------ Supplied material ------
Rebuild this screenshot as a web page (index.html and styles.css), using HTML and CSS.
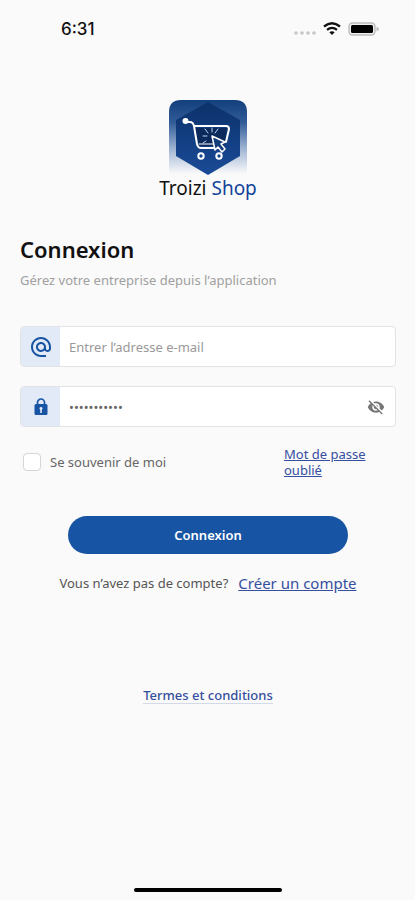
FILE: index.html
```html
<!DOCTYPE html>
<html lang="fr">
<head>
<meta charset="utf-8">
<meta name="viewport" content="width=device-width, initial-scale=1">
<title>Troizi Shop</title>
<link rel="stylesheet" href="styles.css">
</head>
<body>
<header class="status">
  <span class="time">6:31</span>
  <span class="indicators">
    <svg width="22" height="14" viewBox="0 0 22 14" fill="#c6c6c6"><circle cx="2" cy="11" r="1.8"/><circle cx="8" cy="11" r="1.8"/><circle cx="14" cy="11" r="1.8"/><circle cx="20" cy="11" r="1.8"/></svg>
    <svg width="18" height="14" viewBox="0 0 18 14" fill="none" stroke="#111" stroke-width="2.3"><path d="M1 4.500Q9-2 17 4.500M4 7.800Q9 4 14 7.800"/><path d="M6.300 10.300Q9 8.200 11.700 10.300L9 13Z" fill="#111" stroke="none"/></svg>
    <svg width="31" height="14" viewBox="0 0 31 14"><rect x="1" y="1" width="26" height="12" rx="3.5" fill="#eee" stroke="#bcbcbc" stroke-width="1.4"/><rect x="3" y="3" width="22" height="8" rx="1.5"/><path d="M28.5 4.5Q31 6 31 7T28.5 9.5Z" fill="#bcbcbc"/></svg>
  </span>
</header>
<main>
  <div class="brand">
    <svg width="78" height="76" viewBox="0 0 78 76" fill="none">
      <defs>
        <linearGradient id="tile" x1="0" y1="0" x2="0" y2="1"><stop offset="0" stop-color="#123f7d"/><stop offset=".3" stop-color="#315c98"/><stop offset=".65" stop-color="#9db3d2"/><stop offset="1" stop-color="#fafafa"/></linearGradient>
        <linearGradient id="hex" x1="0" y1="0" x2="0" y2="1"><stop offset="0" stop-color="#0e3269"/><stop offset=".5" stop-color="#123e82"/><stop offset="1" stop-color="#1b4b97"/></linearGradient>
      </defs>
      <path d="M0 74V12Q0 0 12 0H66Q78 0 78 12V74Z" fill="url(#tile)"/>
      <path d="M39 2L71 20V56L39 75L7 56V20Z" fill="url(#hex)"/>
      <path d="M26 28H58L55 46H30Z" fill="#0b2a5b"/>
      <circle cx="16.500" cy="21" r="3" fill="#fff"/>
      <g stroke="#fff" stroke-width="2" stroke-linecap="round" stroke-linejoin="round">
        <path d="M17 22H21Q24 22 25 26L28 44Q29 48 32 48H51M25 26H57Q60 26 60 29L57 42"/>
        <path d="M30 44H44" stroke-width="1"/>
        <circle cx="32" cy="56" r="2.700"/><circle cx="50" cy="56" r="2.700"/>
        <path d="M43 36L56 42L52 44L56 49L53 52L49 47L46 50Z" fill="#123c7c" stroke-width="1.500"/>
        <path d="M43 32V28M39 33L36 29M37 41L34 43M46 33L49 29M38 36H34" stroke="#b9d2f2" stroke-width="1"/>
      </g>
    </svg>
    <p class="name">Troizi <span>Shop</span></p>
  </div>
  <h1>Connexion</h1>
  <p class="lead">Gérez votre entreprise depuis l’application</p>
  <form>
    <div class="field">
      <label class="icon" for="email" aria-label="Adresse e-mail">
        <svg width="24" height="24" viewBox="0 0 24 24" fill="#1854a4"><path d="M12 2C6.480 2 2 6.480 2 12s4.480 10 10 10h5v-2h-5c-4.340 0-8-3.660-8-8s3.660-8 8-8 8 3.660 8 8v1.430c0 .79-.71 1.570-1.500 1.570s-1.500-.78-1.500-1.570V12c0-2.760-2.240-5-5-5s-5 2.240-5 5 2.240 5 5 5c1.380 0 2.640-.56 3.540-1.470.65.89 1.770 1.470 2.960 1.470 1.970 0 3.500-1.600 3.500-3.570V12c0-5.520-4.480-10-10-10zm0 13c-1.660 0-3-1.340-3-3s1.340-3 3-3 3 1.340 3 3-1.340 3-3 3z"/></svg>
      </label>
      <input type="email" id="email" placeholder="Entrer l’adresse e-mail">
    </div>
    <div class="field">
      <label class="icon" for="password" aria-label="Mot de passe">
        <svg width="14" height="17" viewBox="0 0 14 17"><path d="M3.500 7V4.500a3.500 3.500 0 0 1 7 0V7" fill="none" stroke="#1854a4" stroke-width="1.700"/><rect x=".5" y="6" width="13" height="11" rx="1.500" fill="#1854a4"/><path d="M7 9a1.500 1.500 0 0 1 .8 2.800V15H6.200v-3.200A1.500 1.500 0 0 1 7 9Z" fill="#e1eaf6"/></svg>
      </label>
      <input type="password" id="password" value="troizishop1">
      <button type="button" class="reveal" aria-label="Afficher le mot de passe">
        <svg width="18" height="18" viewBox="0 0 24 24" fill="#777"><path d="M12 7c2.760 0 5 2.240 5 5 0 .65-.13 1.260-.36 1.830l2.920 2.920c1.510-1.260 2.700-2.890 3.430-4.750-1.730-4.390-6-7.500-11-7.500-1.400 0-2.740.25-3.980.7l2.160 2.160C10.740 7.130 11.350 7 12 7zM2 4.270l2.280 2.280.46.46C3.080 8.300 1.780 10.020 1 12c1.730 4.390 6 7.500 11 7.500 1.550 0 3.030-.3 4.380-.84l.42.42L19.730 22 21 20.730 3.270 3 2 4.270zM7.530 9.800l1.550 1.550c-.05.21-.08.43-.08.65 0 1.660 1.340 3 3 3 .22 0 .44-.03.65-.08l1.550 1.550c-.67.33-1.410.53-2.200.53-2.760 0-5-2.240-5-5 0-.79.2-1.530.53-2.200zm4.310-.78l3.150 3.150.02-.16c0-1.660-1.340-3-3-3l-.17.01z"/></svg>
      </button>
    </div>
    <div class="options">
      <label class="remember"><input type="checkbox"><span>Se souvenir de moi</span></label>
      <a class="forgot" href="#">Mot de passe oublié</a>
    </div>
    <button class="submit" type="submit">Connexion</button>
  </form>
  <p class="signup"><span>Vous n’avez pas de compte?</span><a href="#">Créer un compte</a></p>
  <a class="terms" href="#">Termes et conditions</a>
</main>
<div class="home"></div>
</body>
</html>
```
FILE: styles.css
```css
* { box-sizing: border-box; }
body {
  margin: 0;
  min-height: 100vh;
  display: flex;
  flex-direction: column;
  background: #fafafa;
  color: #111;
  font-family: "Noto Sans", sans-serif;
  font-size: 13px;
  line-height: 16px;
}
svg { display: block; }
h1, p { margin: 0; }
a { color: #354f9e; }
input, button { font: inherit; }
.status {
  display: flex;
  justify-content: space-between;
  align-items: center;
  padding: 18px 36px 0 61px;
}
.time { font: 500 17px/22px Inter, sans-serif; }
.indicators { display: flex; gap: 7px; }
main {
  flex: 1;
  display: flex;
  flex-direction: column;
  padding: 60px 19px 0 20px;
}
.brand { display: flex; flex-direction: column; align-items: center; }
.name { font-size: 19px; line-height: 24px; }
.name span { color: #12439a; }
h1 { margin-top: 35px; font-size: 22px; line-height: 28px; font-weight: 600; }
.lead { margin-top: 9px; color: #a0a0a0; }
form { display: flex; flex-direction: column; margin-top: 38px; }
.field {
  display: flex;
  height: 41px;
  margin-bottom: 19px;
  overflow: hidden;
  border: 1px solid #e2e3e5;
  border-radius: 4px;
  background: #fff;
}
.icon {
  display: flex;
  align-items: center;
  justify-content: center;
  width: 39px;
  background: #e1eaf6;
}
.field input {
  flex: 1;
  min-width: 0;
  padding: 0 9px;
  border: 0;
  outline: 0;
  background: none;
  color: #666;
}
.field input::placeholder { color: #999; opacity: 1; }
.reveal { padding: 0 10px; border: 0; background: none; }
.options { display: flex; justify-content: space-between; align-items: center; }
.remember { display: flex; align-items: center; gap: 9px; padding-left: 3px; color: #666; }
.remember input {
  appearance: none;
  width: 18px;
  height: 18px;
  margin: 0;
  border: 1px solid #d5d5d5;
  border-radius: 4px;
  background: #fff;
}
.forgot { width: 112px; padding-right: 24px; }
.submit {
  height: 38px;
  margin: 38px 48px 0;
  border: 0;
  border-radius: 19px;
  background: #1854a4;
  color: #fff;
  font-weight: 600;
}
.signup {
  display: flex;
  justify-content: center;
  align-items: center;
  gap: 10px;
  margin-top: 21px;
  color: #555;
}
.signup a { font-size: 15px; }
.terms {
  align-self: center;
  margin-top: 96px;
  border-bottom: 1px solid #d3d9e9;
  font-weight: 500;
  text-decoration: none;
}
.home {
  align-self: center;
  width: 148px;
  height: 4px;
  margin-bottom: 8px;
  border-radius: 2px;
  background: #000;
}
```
------
------ Supplied material ------
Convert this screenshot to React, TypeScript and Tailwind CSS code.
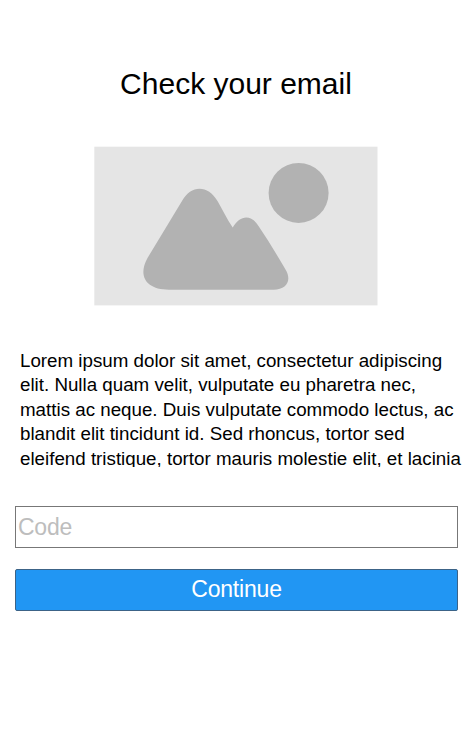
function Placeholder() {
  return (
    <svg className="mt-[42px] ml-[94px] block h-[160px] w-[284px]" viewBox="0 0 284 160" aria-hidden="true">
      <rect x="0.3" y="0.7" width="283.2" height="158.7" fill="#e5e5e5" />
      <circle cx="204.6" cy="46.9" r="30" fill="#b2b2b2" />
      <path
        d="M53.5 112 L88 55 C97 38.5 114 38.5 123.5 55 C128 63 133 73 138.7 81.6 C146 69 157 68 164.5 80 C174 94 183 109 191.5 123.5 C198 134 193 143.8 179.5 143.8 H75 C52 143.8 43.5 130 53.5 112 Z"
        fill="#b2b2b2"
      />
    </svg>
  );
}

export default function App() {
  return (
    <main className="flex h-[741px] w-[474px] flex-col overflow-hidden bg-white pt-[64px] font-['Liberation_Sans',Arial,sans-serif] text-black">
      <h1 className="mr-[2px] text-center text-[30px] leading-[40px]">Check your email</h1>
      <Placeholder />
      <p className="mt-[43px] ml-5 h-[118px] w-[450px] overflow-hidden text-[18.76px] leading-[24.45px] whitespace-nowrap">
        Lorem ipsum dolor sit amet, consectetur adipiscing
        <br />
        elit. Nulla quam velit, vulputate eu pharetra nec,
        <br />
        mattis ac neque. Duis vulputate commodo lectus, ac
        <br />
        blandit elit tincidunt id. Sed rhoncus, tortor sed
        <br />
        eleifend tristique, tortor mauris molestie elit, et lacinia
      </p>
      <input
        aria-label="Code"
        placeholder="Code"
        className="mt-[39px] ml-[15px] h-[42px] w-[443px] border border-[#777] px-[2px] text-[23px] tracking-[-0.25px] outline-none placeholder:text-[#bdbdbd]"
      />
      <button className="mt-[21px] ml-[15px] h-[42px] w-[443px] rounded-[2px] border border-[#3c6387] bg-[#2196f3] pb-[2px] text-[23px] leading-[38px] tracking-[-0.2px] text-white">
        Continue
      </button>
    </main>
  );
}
------
• _What to work on_
Using the listing above, pick out each line that contains the word "this", then copy it.

• _Right answer_
Rebuild this screenshot as a web page (index.html and styles.css), using HTML and CSS.
Convert this screenshot to React, TypeScript and Tailwind CSS code.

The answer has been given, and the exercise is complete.